- _WORK INSTRUCTIONS_: Read through the data and report every line in which the word "that" occurs.

- _DATA TO USE_:

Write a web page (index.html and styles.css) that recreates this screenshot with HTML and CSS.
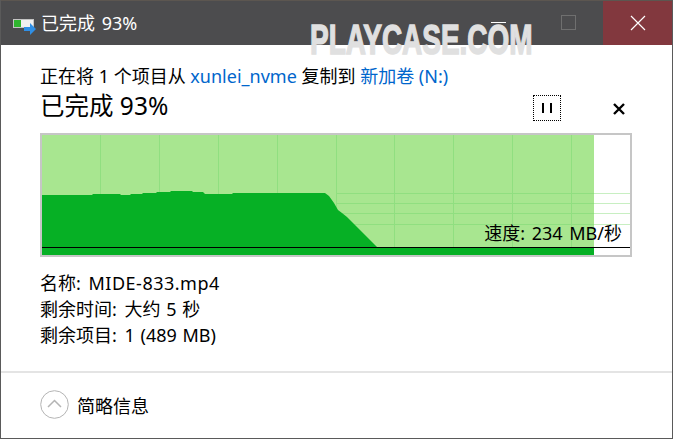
FILE: index.html
```html
<!DOCTYPE html>
<html lang="zh-CN">
  <head>
    <meta charset="UTF-8" />
    <title>已完成 93%</title>
    <link rel="stylesheet" href="styles.css">
  </head>

  <body>
    <div class="window">
      <header class="titlebar">
        <svg class="app-icon" width="24" height="18" viewBox="0 0 24 18">
          <rect x="0" y="2" width="21" height="9" fill="#c4c4c4" />
          <rect x="1" y="3" width="7" height="7" fill="#2fb52f" />
          <rect x="8" y="3" width="12" height="7" fill="#f0f0f0" />
          <path d="M11 10h6V6l6 6-6 6v-4h-6z" fill="#2f8fe6" />
        </svg>
        <span class="title-text">已完成 93%</span>
        <div class="win-buttons">
          <div class="win-btn"><span class="min-line"></span></div>
          <div class="win-btn"><span class="max-box"></span></div>
          <div class="win-btn close">
            <svg width="18" height="18" viewBox="0 0 18 18">
              <path d="M2 2l14 14M16 2L2 16" stroke="#fff" stroke-width="1.2" fill="none" />
            </svg>
          </div>
        </div>
      </header>

      <main class="content">
        <p class="copy-line">正在将 1 个项目从 <span class="link">xunlei_nvme</span> 复制到 <span class="link">新加卷 (N:)</span></p>
        <div class="status-row">
          <h1 class="status">已完成 93%</h1>
          <div class="pause-btn"><span></span><span></span></div>
          <svg class="cancel" width="12" height="12" viewBox="0 0 12 12">
            <path d="M1 1l10 10M11 1L1 11" stroke="#000" stroke-width="2.4" fill="none" />
          </svg>
        </div>

        <div class="chart">
          <svg width="588" height="120" viewBox="42 135 588 120">
            <rect x="42" y="135" width="552" height="120" fill="#a8e690" />
            <g stroke="#c8efc2" stroke-width="1">
              <path d="M594 193.5h36M594 203.5h36M594 213.5h36M594 224.5h36" />
            </g>
            <g stroke="#90df80" stroke-width="1">
              <path d="M100.500 135v120M159.500 135v120M218.500 135v120M277.500 135v120M336.500 135v120M394.500 135v120M453.500 135v120M512.500 135v120M571.500 135v120" />
              <path d="M336 193.500h258M336 203.500h258M336 213.500h258M336 224.500h258" />
            </g>
            <path d="M42 195L92 195L93 194L120 194L121 195L130 195L131 194L142 194L143 193L156 193L157 192L170 192L171 191L192 191L193 192L203 192L205 194L232 194L233 193L325 193L329 196L334 203L338 210L342 213L347 217L377 247L377 255L42 255Z" fill="#06b025" />
            <rect x="42" y="247" width="552" height="8" fill="#06b025" />
            <rect x="42" y="247" width="588" height="1" fill="#000" />
          </svg>
          <div class="speed">速度: 234 MB/秒</div>
        </div>

        <div class="details">
          <div><span class="label">名称:</span> <span class="file">MIDE-833.mp4</span></div>
          <div><span class="label">剩余时间:</span> 大约 5 秒</div>
          <div><span class="label">剩余项目:</span> 1 (489 MB)</div>
        </div>
      </main>

      <footer class="footer">
        <svg width="29" height="29" viewBox="0 0 29 29">
          <circle cx="14.500" cy="14.500" r="13.800" fill="#fff" stroke="#b4b4b4" />
          <path d="M8 17l6.500-6.500L21 17" stroke="#b4b4b4" stroke-width="1.500" fill="none" />
        </svg>
        <span>简略信息</span>
      </footer>

      <div class="watermark">PLAYCASE.COM</div>
    </div>
  </body>
</html>
```

FILE: styles.css
```css
body {
  margin: 0;
  font-family: 'Noto Sans', 'Noto Sans CJK SC', sans-serif;
  background-color: #fff;
  color: #000;
  overflow: hidden;
}

.window {
  position: relative;
  height: 439px;
  box-sizing: border-box;
  border: 1px solid #5a5a5a;
  border-top: 0;
  display: flex;
  flex-direction: column;
  overflow: hidden;
}

.titlebar {
  height: 45px;
  flex-shrink: 0;
  margin: 0 -1px;
  background-color: #4c4c4e;
  color: #fff;
  display: flex;
  align-items: center;
  padding-left: 13px;
  font-size: 18px;
  border-top: 1px solid #5c5650;
  box-sizing: border-box;
}

.app-icon {
  margin-right: 4px;
  margin-top: 5px;
}

.title-text {
  flex-grow: 1;
  line-height: 24px;
  word-spacing: 2px;
}

.win-buttons {
  display: flex;
  height: 100%;
}

.win-btn {
  width: 70px;
  display: flex;
  align-items: center;
  justify-content: center;
}

.min-line {
  width: 15px;
  height: 1px;
  background-color: #fff;
  margin-top: -2px;
}

.max-box {
  width: 13px;
  height: 13px;
  border: 1px solid #6f6f6f;
  margin-top: -1px;
}

.close {
  background-color: #82383e;
}

.content {
  flex-grow: 1;
  padding: 19px 40px 0 39px;
}

.copy-line {
  margin: 0;
  font-size: 18px;
  line-height: 24px;
}

.link {
  color: #0066cc;
}

.status-row {
  display: flex;
  align-items: center;
  height: 36px;
}

.status {
  margin: 0;
  flex-grow: 1;
  font-size: 24.5px;
  font-weight: normal;
  line-height: 32px;
}

.pause-btn {
  width: 26px;
  height: 24px;
  border: 1px dotted #000;
  display: flex;
  align-items: center;
  justify-content: center;
  gap: 6px;
  margin-top: 4px;
}

.pause-btn span {
  width: 2px;
  height: 10px;
  background-color: #000;
}

.cancel {
  margin: 6px 7px 0 52px;
}

.chart {
  position: relative;
  height: 120px;
  width: 588px;
  margin-top: 9px;
  border: 2px solid #c6c6c6;
}

.chart svg {
  display: block;
}

.speed {
  position: absolute;
  right: 8px;
  top: 86px;
  font-size: 18px;
  line-height: 24px;
  word-spacing: 2px;
}

.details {
  margin-top: 13px;
  font-size: 18px;
  line-height: 26px;
  word-spacing: 1px;
}

.label {
  margin-right: 2px;
}

.file {
  letter-spacing: 0.5px;
}

.footer {
  height: 67px;
  flex-shrink: 0;
  border-top: 2px solid #e4e4e4;
  display: flex;
  align-items: center;
  gap: 8px;
  padding: 0 0 2px 39px;
  font-size: 18px;
  box-sizing: border-box;
}

.watermark {
  position: absolute;
  top: 18px;
  left: 309px;
  font-family: 'Liberation Sans', sans-serif;
  font-size: 42px;
  line-height: 44px;
  font-weight: bold;
  color: #e0e0e0;
  -webkit-text-stroke: 1.5px #e0e0e0;
  white-space: nowrap;
  transform: scaleX(0.665);
  transform-origin: left center;
}
```
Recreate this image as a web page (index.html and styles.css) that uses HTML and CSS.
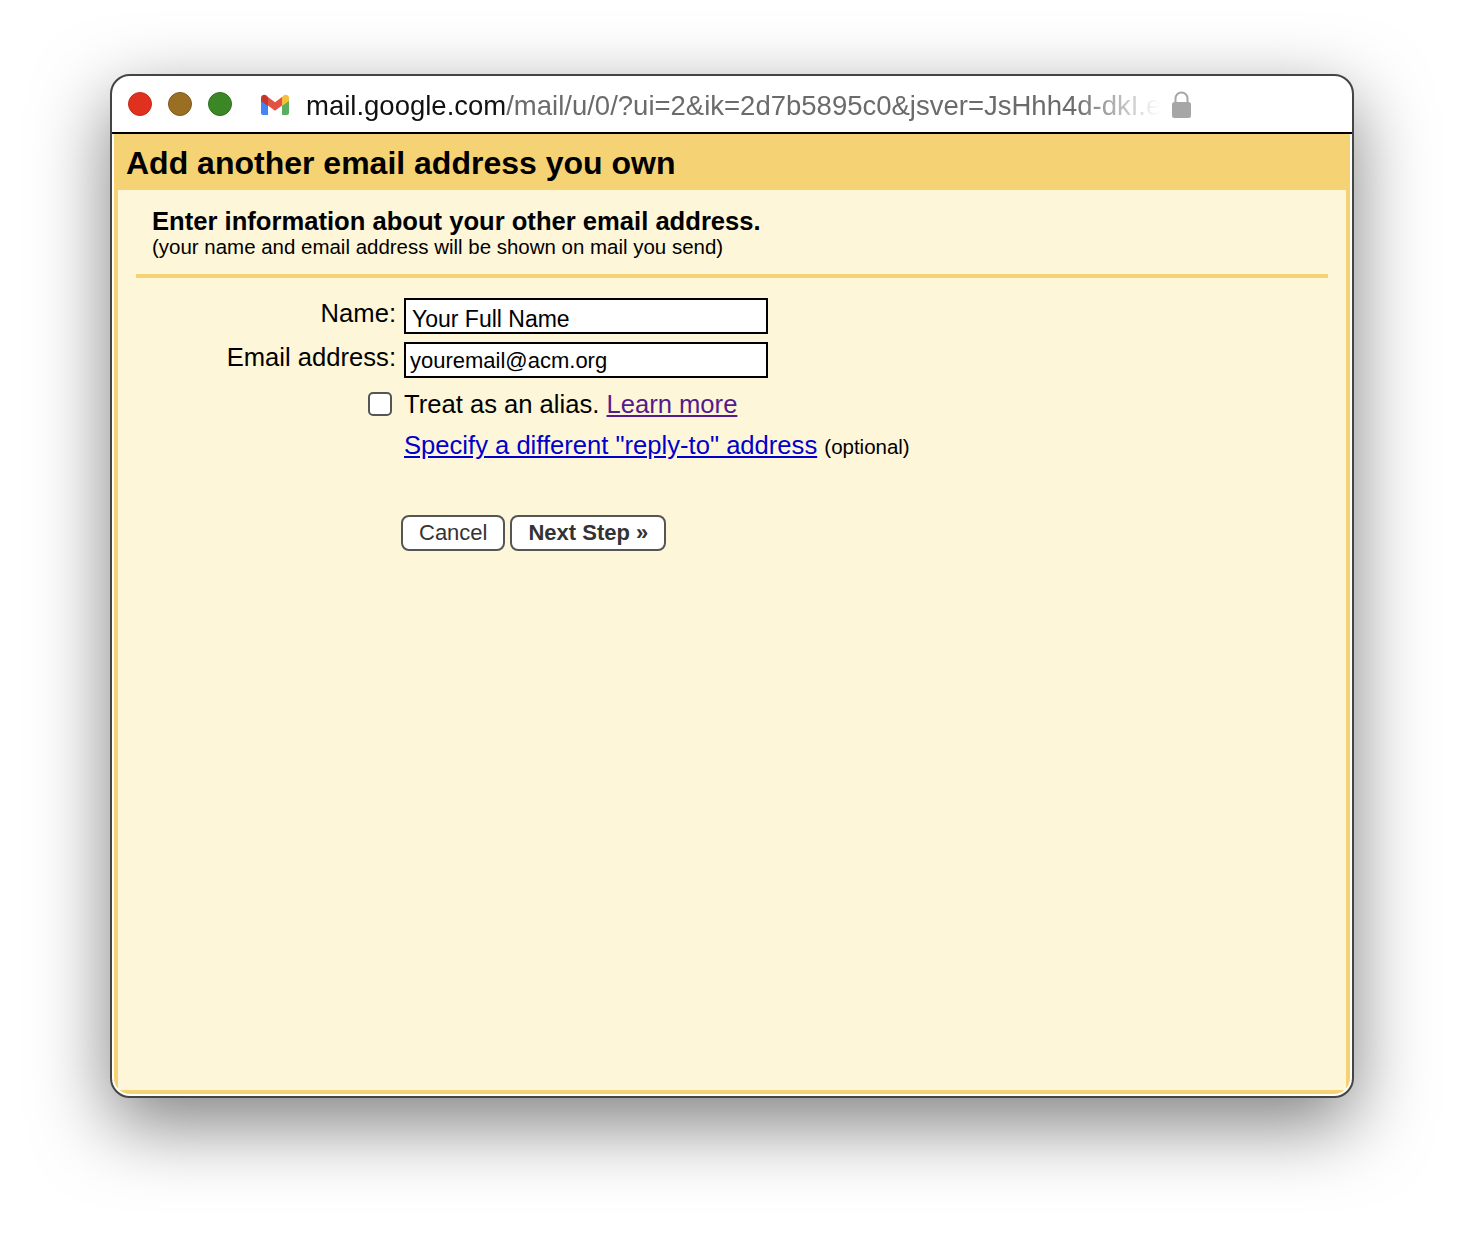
FILE: index.html
```html
<!DOCTYPE html>
<html lang="en">
<head>
<meta charset="UTF-8">
<meta name="viewport" content="width=device-width, initial-scale=1.0">
<title>Add another email address you own</title>
<link rel="stylesheet" href="styles.css">
</head>
<body>
  <div class="window">
    <div class="titlebar">
      <div class="lights">
        <span class="light red"></span>
        <span class="light brown"></span>
        <span class="light green"></span>
      </div>
      <svg class="gmail-icon" width="30" height="22" viewBox="0 0 30 22">
        <path d="M1 5v14a2 2 0 0 0 2 2h5V9z" fill="#4285f4"/>
        <path d="M29 5v14a2 2 0 0 1-2 2h-5V9z" fill="#5bae5f"/>
        <path d="M22 3v9l7-5V4c0-3-3.500-4-5.500-2.500z" fill="#f6bf3a"/>
        <path d="M8 3v9L1 7V4c0-3 3.500-4 5.500-2.500z" fill="#c5382e"/>
        <path d="M8 3l7 5.300L22 3v8.500l-7 5.300-7-5.300z" fill="#e25141"/>
      </svg>
      <div class="url"><span class="host">mail.google.com</span>/mail/u/0/?ui=2&amp;ik=2d7b5895c0&amp;jsver=JsHhh4d-dkI.en</div>
      <svg class="lock-icon" width="19" height="27" viewBox="0 0 19 27">
        <path d="M3.500 12V7.500a6 6 0 0 1 12 0V12" fill="none" stroke="#a6a6a6" stroke-width="2"/>
        <rect x="0" y="11" width="19" height="16" rx="2.500" fill="#a6a6a6"/>
      </svg>
    </div>
    <div class="dialog">
      <h1 class="dialog-title">Add another email address you own</h1>
      <div class="dialog-body">
        <div class="intro">
          <h2>Enter information about your other email address.</h2>
          <p>(your name and email address will be shown on mail you send)</p>
        </div>
        <form class="form">
          <div class="row name-row">
            <label class="field-label" for="name">Name:</label>
            <input class="name-input" type="text" id="name" value="Your Full Name">
          </div>
          <div class="row email-row">
            <label class="field-label" for="email">Email address:</label>
            <input class="email-input" type="text" id="email" value="youremail@acm.org">
          </div>
          <div class="row alias-row">
            <span class="check-cell"><span class="checkbox"></span></span>
            <span>Treat as an alias. <a class="visited" href="#">Learn more</a></span>
          </div>
          <div class="row reply-row">
            <span class="spacer"></span>
            <span><a class="link" href="#">Specify a different "reply-to" address</a> <small>(optional)</small></span>
          </div>
          <div class="buttons">
            <button type="button" class="btn">Cancel</button>
            <button type="button" class="btn btn-next">Next Step »</button>
          </div>
        </form>
      </div>
    </div>
  </div>
</body>
</html>
```

FILE: styles.css
```css
html, body {
  margin: 0;
  padding: 0;
  height: 1244px;
  overflow: hidden;
  background: #fff;
}

body {
  font-family: "Liberation Sans", Arial, sans-serif;
  color: #000;
  padding: 74px 110px 0;
  box-sizing: border-box;
}

/* Window frame */
.window {
  width: 1244px;
  height: 1024px;
  box-sizing: border-box;
  border: 2px solid #444;
  border-radius: 20px;
  background: #fff;
  box-shadow: 0 26px 76px rgba(0, 0, 0, 0.5);
  display: flex;
  flex-direction: column;
  overflow: hidden;
}

.titlebar {
  height: 56px;
  flex: none;
  display: flex;
  align-items: center;
  padding-left: 16px;
  border-bottom: 2px solid #000;
}

.lights {
  display: flex;
  gap: 16px;
}

.light {
  width: 24px;
  height: 24px;
  box-sizing: border-box;
  border-radius: 50%;
  border: 1px solid;
}

.red { background: #e0301e; border-color: #c42b1c; }
.brown { background: #9a6f24; border-color: #7e5a1c; }
.green { background: #3b8726; border-color: #2f6e1e; }

.gmail-icon {
  margin-left: 28px;
  margin-top: 2px;
  flex: none;
}

.url {
  margin-left: 16px;
  padding-top: 3px;
  width: 854px;
  white-space: nowrap;
  overflow: hidden;
  font-size: 27.500px;
  color: #6b6b6b;
  -webkit-mask-image: linear-gradient(to right, #000 90%, transparent 100%);
  mask-image: linear-gradient(to right, #000 90%, transparent 100%);
}

.host {
  color: #111;
}

.lock-icon {
  margin-left: 12px;
  flex: none;
}

/* Dialog */
.dialog {
  flex: 1;
  margin: 0 2px 2px;
  background: #f5d375;
  display: flex;
  flex-direction: column;
  border-radius: 0 0 16px 16px;
}

.dialog-title {
  margin: 0;
  height: 56px;
  line-height: 58px;
  padding-left: 12px;
  font-size: 32px;
  font-weight: bold;
}

.dialog-body {
  flex: 1;
  margin: 0 4px 4px;
  background: #fef6d8;
  padding: 0 18px;
}

.intro {
  padding: 17px 16px 15px;
  border-bottom: 4px solid #f5d375;
}

.intro h2 {
  margin: 0;
  font-size: 25.600px;
  line-height: 28px;
}

.intro p {
  margin: 0;
  font-size: 20.480px;
  line-height: 24px;
}

.form {
  font-size: 25.600px;
}

.row {
  display: flex;
  align-items: center;
}

.field-label {
  width: 260px;
  margin-right: 8px;
  text-align: right;
}

.name-row {
  margin-top: 20px;
  height: 36px;
}

.email-row {
  margin-top: 8px;
  height: 36px;
}

.name-row .field-label,
.email-row .field-label {
  margin-top: -6px;
}

input {
  width: 364px;
  height: 36px;
  box-sizing: border-box;
  border: 2px solid #000;
  background: #fff;
  color: #000;
  font-family: inherit;
  outline: none;
  border-radius: 0;
}

.name-input {
  font-size: 23px;
  padding: 7px 6px 0;
}

.email-input {
  font-size: 22px;
  padding: 2px 4px 0;
}

.alias-row {
  margin-top: 8px;
  height: 36px;
}

.check-cell {
  width: 268px;
  display: flex;
  justify-content: flex-end;
  padding-right: 12px;
  box-sizing: border-box;
}

.checkbox {
  width: 24px;
  height: 24px;
  box-sizing: border-box;
  border: 2px solid #555;
  border-radius: 5px;
  background: #fff;
}

.reply-row {
  margin-top: 5px;
  height: 36px;
}

.spacer {
  width: 268px;
}

.visited { color: #551a8b; }
.link { color: #0000cc; }

small {
  font-size: 20.480px;
}

.buttons {
  margin: 52px 0 0 265px;
  display: flex;
  gap: 5px;
}

.btn {
  height: 36px;
  padding: 0 16px;
  box-sizing: border-box;
  border: 2px solid #555;
  border-radius: 8px;
  background: #fff;
  color: #333;
  font-family: inherit;
  font-size: 22px;
}

.btn-next {
  font-weight: bold;
}
```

- _TASK RESPONSE_:
Write a web page (index.html and styles.css) that recreates this screenshot with HTML and CSS.
Recreate this image as a web page (index.html and styles.css) that uses HTML and CSS.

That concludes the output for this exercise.